First-weekend iPhone sales look good at first glance, and they're surely nothing to snicker at. But the numbers are not as big as they might seem. A year ago, iPhone 5 racked up 5 million sales, which compares to 9 million combined for successor 5s and the new 5c. Five is more than nine right?
But the math isn't so simple. The 9-million figure should stand on its own, and not -- as many blogs and news sites state today -- suggest sales surge. Don't be fooled by Apple marketing. What's good isn't great.
1. In the past, older iPhones filled the $99 price niche the 5c now takes. Apple can count more sales as new rather than lose in the assessment older, discounted models pulling up lower price points. iPhone 4s remains at $0, but at $99 there's new option, in five colors, that is counted as new.
2. T-Mobile sells iPhone in the United States. Apple didn't have the carrier for launch of iPhone 5. So in the handset's strongest market, all major carriers now sell the device.
3. New iPhones are available in more countries than last year's launch, and that includes China, the world's largest cell phone market. iPhone 5 debuted about 3 months after launch last year, racking up 2 million initial sales.

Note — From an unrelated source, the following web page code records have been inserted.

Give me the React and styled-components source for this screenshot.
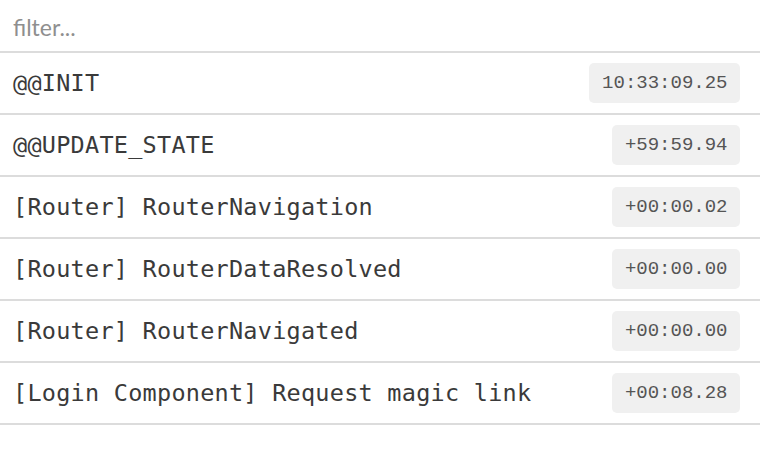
import React from "react";
import styled, { createGlobalStyle } from "styled-components";

const Global = createGlobalStyle`
  html, body { margin: 0; padding: 0; background: #fff; }
  body { width: 760px; height: 462px; overflow: hidden; }
`;

const Panel = styled.div`
  display: flex;
  flex-direction: column;
  width: 760px;
  background: #fff;
`;

const FilterInput = styled.input`
  display: block;
  box-sizing: border-box;
  width: 100%;
  height: 53px;
  margin: 0;
  padding: 3px 13px 0;
  border: none;
  border-bottom: 2px solid #dcdcdc;
  outline: none;
  font-family: Lato, "Open Sans", sans-serif;
  font-size: 23px;
  color: #333;
  background: #fff;
  &::placeholder { color: #8f8f8f; }
`;

const Row = styled.div`
  display: flex;
  align-items: center;
  justify-content: space-between;
  box-sizing: border-box;
  height: 62px;
  padding: 0 20px 0 13px;
  border-bottom: 2px solid #dcdcdc;
`;

const ActionName = styled.span`
  font-family: "DejaVu Sans Mono", "Liberation Mono", monospace;
  font-size: 23.5px;
  color: #3a3a3a;
  white-space: nowrap;
  letter-spacing: 0.25px;
`;

const Time = styled.span`
  display: inline-flex;
  align-items: center;
  height: 40px;
  padding: 0 12.5px 0 13px;
  border-radius: 5px;
  background: #f0f0f0;
  font-family: "Liberation Mono", "DejaVu Sans Mono", monospace;
  font-size: 19px;
  color: #555;
`;

const actions = [
  ["@@INIT", "10:33:09.25"],
  ["@@UPDATE_STATE", "+59:59.94"],
  ["[Router] RouterNavigation", "+00:00.02"],
  ["[Router] RouterDataResolved", "+00:00.00"],
  ["[Router] RouterNavigated", "+00:00.00"],
  ["[Login Component] Request magic link", "+00:08.28"],
];

export default function App() {
  return (
    <>
      <Global />
      <Panel>
        <FilterInput placeholder="filter..." />
        {actions.map(([name, time], i) => (
          <Row key={i}>
            <ActionName>{name}</ActionName>
            <Time>{time}</Time>
          </Row>
        ))}
      </Panel>
    </>
  );
}
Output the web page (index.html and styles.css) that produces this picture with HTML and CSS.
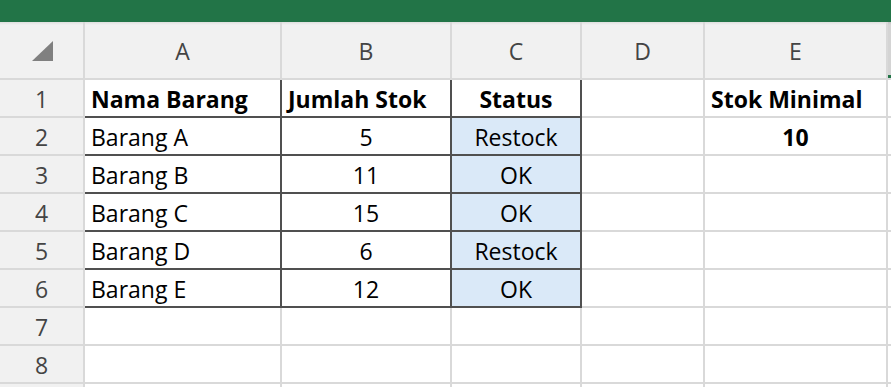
FILE: index.html
```
<!DOCTYPE html>
<html>
  <head>
    <meta charset="utf-8">
    <title> Stok Barang </title>
    <link rel="stylesheet" href="styles.css">
  </head>
  <body>
    <div class="ribbon"></div>

    <div class="sheet">
      <!-- column headers -->
      <div class="corner">
        <svg width="21" height="20" viewBox="0 0 21 20"><polygon points="0,20 21,20 21,0" fill="#808080"/></svg>
      </div>
      <div class="colhead">A</div>
      <div class="colhead">B</div>
      <div class="colhead">C</div>
      <div class="colhead">D</div>
      <div class="colhead">E</div>
      <div class="colhead active"></div>

      <!-- row 1 -->
      <div class="rowhead">1</div>
      <div class="cell box bold">Nama Barang</div>
      <div class="cell box bold">Jumlah Stok</div>
      <div class="cell box bold mid">Status</div>
      <div class="cell"></div>
      <div class="cell bold">Stok Minimal</div>
      <div class="cell"></div>

      <!-- row 2 -->
      <div class="rowhead">2</div>
      <div class="cell box">Barang A</div>
      <div class="cell box mid">5</div>
      <div class="cell box mid fill">Restock</div>
      <div class="cell"></div>
      <div class="cell bold mid">10</div>
      <div class="cell"></div>

      <!-- row 3 -->
      <div class="rowhead">3</div>
      <div class="cell box">Barang B</div>
      <div class="cell box mid">11</div>
      <div class="cell box mid fill">OK</div>
      <div class="cell"></div>
      <div class="cell"></div>
      <div class="cell"></div>

      <!-- row 4 -->
      <div class="rowhead">4</div>
      <div class="cell box">Barang C</div>
      <div class="cell box mid">15</div>
      <div class="cell box mid fill">OK</div>
      <div class="cell"></div>
      <div class="cell"></div>
      <div class="cell"></div>

      <!-- row 5 -->
      <div class="rowhead">5</div>
      <div class="cell box">Barang D</div>
      <div class="cell box mid">6</div>
      <div class="cell box mid fill">Restock</div>
      <div class="cell"></div>
      <div class="cell"></div>
      <div class="cell"></div>

      <!-- row 6 -->
      <div class="rowhead">6</div>
      <div class="cell box">Barang E</div>
      <div class="cell box mid">12</div>
      <div class="cell box mid fill">OK</div>
      <div class="cell"></div>
      <div class="cell"></div>
      <div class="cell"></div>

      <!-- rows 7 - 8 empty, then the top edge of the next row -->
      <div class="rowhead">7</div>
      <div class="cell"></div><div class="cell"></div><div class="cell"></div>
      <div class="cell"></div><div class="cell"></div><div class="cell"></div>

      <div class="rowhead">8</div>
      <div class="cell"></div><div class="cell"></div><div class="cell"></div>
      <div class="cell"></div><div class="cell"></div><div class="cell"></div>

      <div class="rowhead"></div>
      <div class="cell"></div><div class="cell"></div><div class="cell"></div>
      <div class="cell"></div><div class="cell"></div><div class="cell"></div>
    </div>
  </body>
</html>
```

FILE: styles.css
```
body, html {
    margin: 0;
    padding: 0;
    overflow: hidden;
    background: #fff;
}
.ribbon {
    height: 22px;
    background-color: #227447;
}
.sheet {
    display: grid;
    grid-template-columns: 85px 197px 170px 130px 123px 183px 1fr;
    grid-template-rows: 58px;
    grid-auto-rows: 38px;
    font-family: "Open Sans", "Liberation Sans", sans-serif;
    font-size: 23px;
}
.sheet > div {
    box-sizing: border-box;
    border-right: 2px solid #d9d9d9;
    border-bottom: 2px solid #d9d9d9;
    white-space: nowrap;
    overflow: hidden;
}
.corner, .colhead, .rowhead {
    background-color: #f1f1f1;
    color: #444;
}
.corner, .colhead {
    background-image: linear-gradient(rgba(0, 0, 0, 0.08), rgba(0, 0, 0, 0) 3px);
}
.corner {
    display: flex;
    justify-content: flex-end;
    align-items: flex-end;
    padding: 0 30px 17px 0;
}
.colhead {
    text-align: center;
    line-height: 56px;
    padding-top: 1px;
}
.colhead.active {
    background-color: #d4d4d4;
    box-shadow: inset 0 -3px 0 #227447;
}
.rowhead {
    text-align: center;
    line-height: 34px;
    padding-top: 2px;
}
.cell {
    color: #000;
    line-height: 34px;
    padding: 2px 6px 0 6px;
}
.sheet > .box {
    border-right-color: #505050;
    border-bottom-color: #505050;
}
.bold {
    font-weight: bold;
}
.mid {
    text-align: center;
}
.fill {
    background-color: #dae9f8;
}
```
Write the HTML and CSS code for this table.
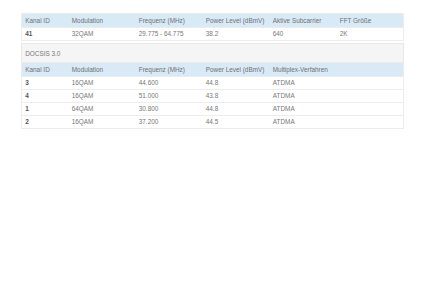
FILE: index.html
```html
<!DOCTYPE html>
<html lang="de">
<head>
<meta charset="utf-8">
<title>Kanäle</title>
<link rel="stylesheet" href="styles.css">
</head>
<body>
<div class="wrap">
  <table class="grid">
    <colgroup>
      <col class="c-id"><col class="c-std"><col class="c-std"><col class="c-std"><col class="c-std"><col>
    </colgroup>
    <thead>
      <tr><th>Kanal ID</th><th>Modulation</th><th>Frequenz (MHz)</th><th>Power Level (dBmV)</th><th>Aktive Subcarrier</th><th>FFT Größe</th></tr>
    </thead>
    <tbody>
      <tr><td class="id">41</td><td>32QAM</td><td>29.775 - 64.775</td><td>38.2</td><td>640</td><td>2K</td></tr>
    </tbody>
  </table>

  <div class="section">DOCSIS 3.0</div>

  <table class="grid">
    <colgroup>
      <col class="c-id"><col class="c-std"><col class="c-std"><col class="c-std"><col>
    </colgroup>
    <thead>
      <tr><th>Kanal ID</th><th>Modulation</th><th>Frequenz (MHz)</th><th>Power Level (dBmV)</th><th>Multiplex-Verfahren</th></tr>
    </thead>
    <tbody>
      <tr><td class="id">3</td><td>16QAM</td><td>44.600</td><td>44.8</td><td>ATDMA</td></tr>
      <tr><td class="id">4</td><td>16QAM</td><td>51.000</td><td>43.8</td><td>ATDMA</td></tr>
      <tr><td class="id">1</td><td>64QAM</td><td>30.800</td><td>44.8</td><td>ATDMA</td></tr>
      <tr><td class="id">2</td><td>16QAM</td><td>37.200</td><td>44.5</td><td>ATDMA</td></tr>
    </tbody>
  </table>
</div>
</body>
</html>
```

FILE: styles.css
```css
html, body {
  margin: 0;
  padding: 0;
  background: #ffffff;
}

body {
  font-family: "Liberation Sans", Arial, sans-serif;
  font-size: 6.4px;
  color: #777777;
}

.wrap {
  width: 90%;
  margin: 0 auto;
  padding-top: 13px;
}

.grid {
  width: 100%;
  border-collapse: collapse;
  table-layout: fixed;
  border: 1px solid #ececec;
}

.c-id { width: 47px; }
.c-std { width: 67px; }

.grid th {
  background: #d9eaf7;
  color: #6f6f6f;
  font-weight: normal;
  text-align: left;
  height: 13px;
  line-height: 13px;
  padding: 0 3px;
  white-space: nowrap;
}

.grid td {
  height: 12px;
  line-height: 12px;
  padding: 0 3px;
  border-top: 1px solid #ededed;
  white-space: nowrap;
}

.grid td.id {
  font-weight: bold;
  color: #555555;
}

.section {
  margin-top: 2px;
  height: 19px;
  line-height: 19px;
  padding: 0 3px;
  background: #f5f5f5;
  border: 1px solid #e8e8e8;
  border-bottom: none;
  box-sizing: border-box;
  color: #777777;
}
```
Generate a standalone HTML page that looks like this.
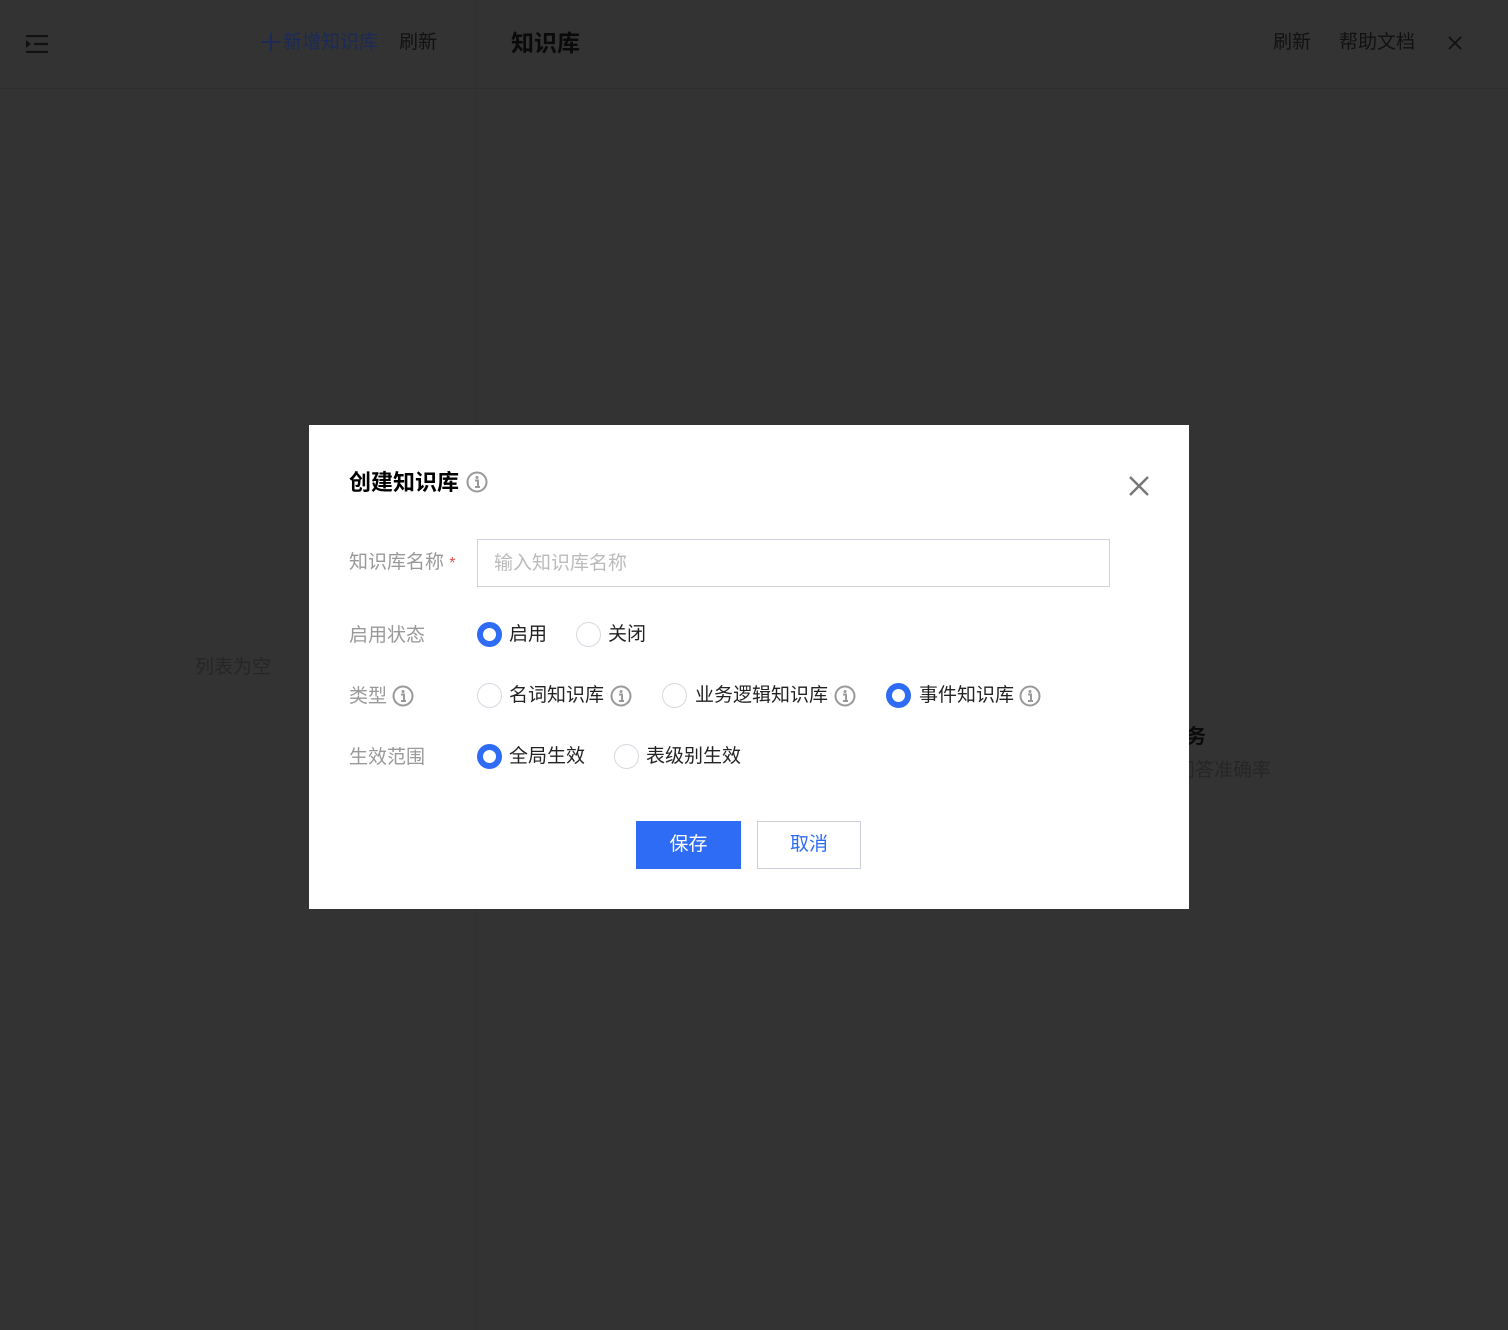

4. Apple doesn't break out 5s and 5c numbers, which is crucial to accurately assessing who's buying what, how margins spread and whether the pricing strategy makes sense.
5. Spot checks of launch-day lines indicate the majority of sales went to existing iPhone customers. That's good for Apple, as customer retention is an enviable goal every company wants to reach. But the real measure of success, particularly in a global market glutted with Androids, is customer churn. Apple can only resell to the same customers for so long, particularly with 2-year cellular contract commitments hanging over them.
6. iPhone 5c sales of any kind mean lower margins at launch, unless Apple makes them up somewhere else, such as sales of cases and other add-ons. Cost of initial manufacturing and distribution is greatest for new iPhones and decreases over time, as economies of scale and other factors kick in. When Apple moved iPhone 4s into the $99 price point last year, for example, the big margin hit was already over. iPhone 5c should initially generate smaller margins, comparatively, because of startup costs bringing the device to market. The point: More sales isn't necessarily more profit. It's too early to make that assessment.
As I predicted last week, Apple uses sleight-of-hands to give the impression demand is greater. By restricting preorders, Apple led more people to line up to buy iPhone 5s than the last two models. Rumors about supply shortages fed the demand beast and interest in being one of the lucky few -- another incentive to line up outside stores.
But don't be fooled by Apple. The company chose not to brag about iPhone 5c preorders, which reveals much more. Buzz about people standing outside retail stores or daily online reports about iPhone 5s availability is not measure of success. Nor is boasting about 9 million phones sold, when the year-ago comparison doesn't mesh and there is no breakout for the two new models.
I don't suggest 9 million is bad, just nowhere as good as the Apple marketing machine -- and all the company's online prognosticating lapdogs -- would have you believe.